Saint Cyril of Jerusalem

Dear Brothers and Sisters,

Our attention today is focused on St Cyril of Jerusalem. His life is woven of two dimensions: on the one hand, pastoral care, and on the other, his involvement, in spite of himself, in the heated controversies that were then tormenting the Church of the East.

Cyril was born at or near Jerusalem in 315 A.D. He received an excellent literary education which formed the basis of his ecclesiastical culture, centred on study of the Bible. He was ordained a priest by Bishop Maximus.

When this Bishop died or was deposed in 348, Cyril was ordained a Bishop by Acacius, the influential Metropolitan of Caesarea in Palestine, a philo-Arian who must have been under the impression that in Cyril he had an ally; so as a result Cyril was suspected of having obtained his episcopal appointment by making concessions to Arianism.

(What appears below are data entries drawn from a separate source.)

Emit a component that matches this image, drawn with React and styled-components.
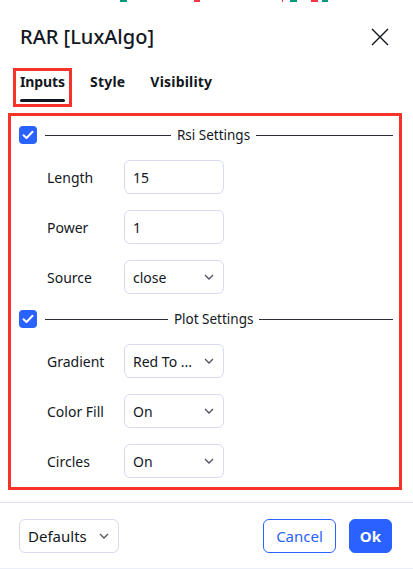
import React from 'react';
import styled, { createGlobalStyle } from 'styled-components';

const GlobalStyle = createGlobalStyle`
  body {
    margin: 0;
    background: #ffffff;
    font-family: "Noto Sans", "Liberation Sans", sans-serif;
    color: #131722;
  }
`;

const Dialog = styled.div`
  width: 413px;
  height: 569px;
  display: flex;
  flex-direction: column;
  box-sizing: border-box;
  border-bottom: 1px solid #eceef8;
  overflow: hidden;
`;

const Header = styled.div`
  display: flex;
  align-items: center;
  justify-content: space-between;
  height: 30px;
  padding: 19px 24px 0 20px;
`;

const Title = styled.h1`
  margin: 0;
  font-size: 20px;
  font-weight: 500;
  line-height: 30px;
  color: #131722;
`;

const CloseButton = styled.button`
  border: 0;
  padding: 0;
  background: none;
  width: 18px;
  height: 18px;
  display: flex;
  color: #131722;
`;

const TabBar = styled.div`
  display: flex;
  gap: 11px;
  margin: 16px 0 0 13px;
`;

const Tab = styled.div`
  box-sizing: border-box;
  height: 39px;
  padding: 2px 4px 0;
  border: 3px solid ${p => (p.$marked ? '#f5332a' : 'transparent')};
  display: flex;
  flex-direction: column;
  font-size: 14px;
  font-weight: 700;
  line-height: 18px;
  letter-spacing: ${p => (p.$marked ? '-0.1px' : '0.2px')};
  color: #131722;
`;

const TabLine = styled.span`
  display: block;
  margin-top: 8px;
  height: 3px;
  border-radius: 2px;
  background: ${p => (p.$active ? '#131722' : 'transparent')};
`;

const Panel = styled.div`
  margin: 6px 11px 0 8px;
  border: 3px solid #f5332a;
  padding: 10px 6px 9px 8px;
  display: flex;
  flex-direction: column;
  gap: 16px;
`;

const SectionHead = styled.div`
  display: flex;
  align-items: center;
  height: 18px;
  gap: 8px;
`;

const Check = styled.span`
  width: 18px;
  height: 18px;
  flex: none;
  border-radius: 4px;
  background: #2962ff;
  display: flex;
  align-items: center;
  justify-content: center;
`;

const Rule = styled.span`
  flex: ${p => p.$grow || 1};
  height: 1px;
  background: #2a2e39;
`;

const SectionTitle = styled.span`
  font-size: 13.5px;
  line-height: 18px;
  color: #131722;
  margin: 0 -2px;
`;

const Row = styled.div`
  display: flex;
  align-items: center;
  padding-left: 28px;
`;

const Label = styled.span`
  width: 77px;
  font-size: 14px;
  color: #131722;
`;

const Field = styled.div`
  box-sizing: border-box;
  width: ${p => p.$width || 100}px;
  height: 34px;
  border: 1px solid #d8daf2;
  border-radius: 6px;
  padding: 0 9px 0 8px;
  display: flex;
  align-items: center;
  justify-content: space-between;
  font-size: ${p => p.$size || 14}px;
  color: #131722;
`;

const Footer = styled.div`
  margin-top: 12px;
  border-top: 1px solid #dcdff5;
  padding: 16px 21px 0 19px;
  display: flex;
  align-items: center;
  justify-content: space-between;
`;

const Actions = styled.div`
  display: flex;
  gap: 13px;
`;

const Button = styled.button`
  box-sizing: border-box;
  height: 34px;
  padding: 0 ${p => (p.$primary ? 10 : 12)}px;
  border-radius: 6px;
  border: 1px solid #2962ff;
  background: ${p => (p.$primary ? '#2962ff' : '#ffffff')};
  color: ${p => (p.$primary ? '#ffffff' : '#2962ff')};
  font-family: inherit;
  font-size: 15px;
  font-weight: ${p => (p.$primary ? 700 : 400)};
`;

const Candles = () => (
  <svg width="413" height="3" style={{ display: 'block' }}>
    <rect x="120" y="0" width="7" height="2" fill="#089981" />
    <rect x="194" y="0" width="6" height="2" fill="#f23645" />
    <rect x="282" y="0" width="1" height="2" fill="#f23645" />
    <rect x="290" y="0" width="7" height="2" fill="#089981" />
    <rect x="311" y="0" width="7" height="2" fill="#f23645" />
    <rect x="322" y="0" width="6" height="2" fill="#089981" />
  </svg>
);

const Chevron = () => (
  <svg width="10" height="6" viewBox="0 0 10 6">
    <path d="M1 1l4 4 4-4" fill="none" stroke="#50535e" strokeWidth="1.3" />
  </svg>
);

const Tick = () => (
  <svg width="12" height="10" viewBox="0 0 12 10">
    <path d="M1.5 5.2l3 2.8 6-6.3" fill="none" stroke="#fff" strokeWidth="2" strokeLinecap="round" strokeLinejoin="round" />
  </svg>
);

const sections = [
  {
    title: 'Rsi Settings',
    rows: [
      { label: 'Length', value: '15' },
      { label: 'Power', value: '1' },
      { label: 'Source', value: 'close', select: true },
    ],
  },
  {
    title: 'Plot Settings',
    rows: [
      { label: 'Gradient', value: 'Red To ...', select: true },
      { label: 'Color Fill', value: 'On', select: true },
      { label: 'Circles', value: 'On', select: true },
    ],
  },
];

export default function App() {
  return (
    <>
      <GlobalStyle />
      <Dialog>
        <Candles />
        <Header>
          <Title>RAR [LuxAlgo]</Title>
          <CloseButton aria-label="Close">
            <svg width="18" height="18" viewBox="0 0 18 18">
              <path d="M1 1l16 16M17 1L1 17" stroke="#131722" strokeWidth="1.4" />
            </svg>
          </CloseButton>
        </Header>
        <TabBar>
          <Tab $marked>
            Inputs
            <TabLine $active />
          </Tab>
          <Tab>
            Style
            <TabLine />
          </Tab>
          <Tab>
            Visibility
            <TabLine />
          </Tab>
        </TabBar>
        <Panel>
          {sections.map(s => (
            <React.Fragment key={s.title}>
              <SectionHead>
                <Check>
                  <Tick />
                </Check>
                <Rule $grow={0.92} />
                <SectionTitle>{s.title}</SectionTitle>
                <Rule />
              </SectionHead>
              {s.rows.map(r => (
                <Row key={r.label}>
                  <Label>{r.label}</Label>
                  <Field>
                    <span>{r.value}</span>
                    {r.select && <Chevron />}
                  </Field>
                </Row>
              ))}
            </React.Fragment>
          ))}
        </Panel>
        <Footer>
          <Field $size={15}>
            <span>Defaults</span>
            <Chevron />
          </Field>
          <Actions>
            <Button>Cancel</Button>
            <Button $primary>Ok</Button>
          </Actions>
        </Footer>
      </Dialog>
    </>
  );
}
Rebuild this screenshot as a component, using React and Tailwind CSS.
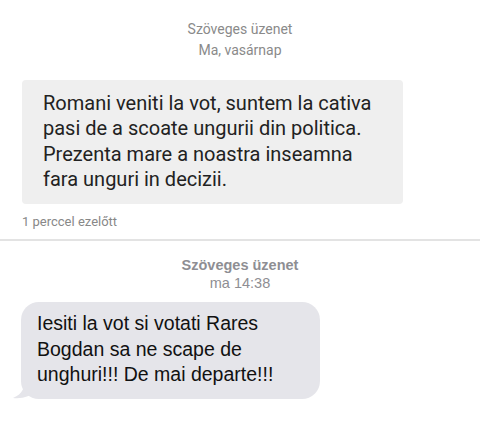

Actually, Cyril very soon came into conflict with Acacius, not only in the field of doctrine but also in that of jurisdiction, because he claimed his own See to be autonomous from the Metropolitan See of Caesarea.

Cyril was exiled three times within the course of approximately 20 years: the first time was in 357, after being deposed by a Synod of Jerusalem; followed by a second exile in 360, instigated by Acacius; and finally, in 367, by a third exile – his longest, which lasted 11 years – by the philo-Arian Emperor Valens.

It was only in 378, after the Emperor’s death, that Cyril could definitively resume possession of his See and restore unity and peace to his faithful.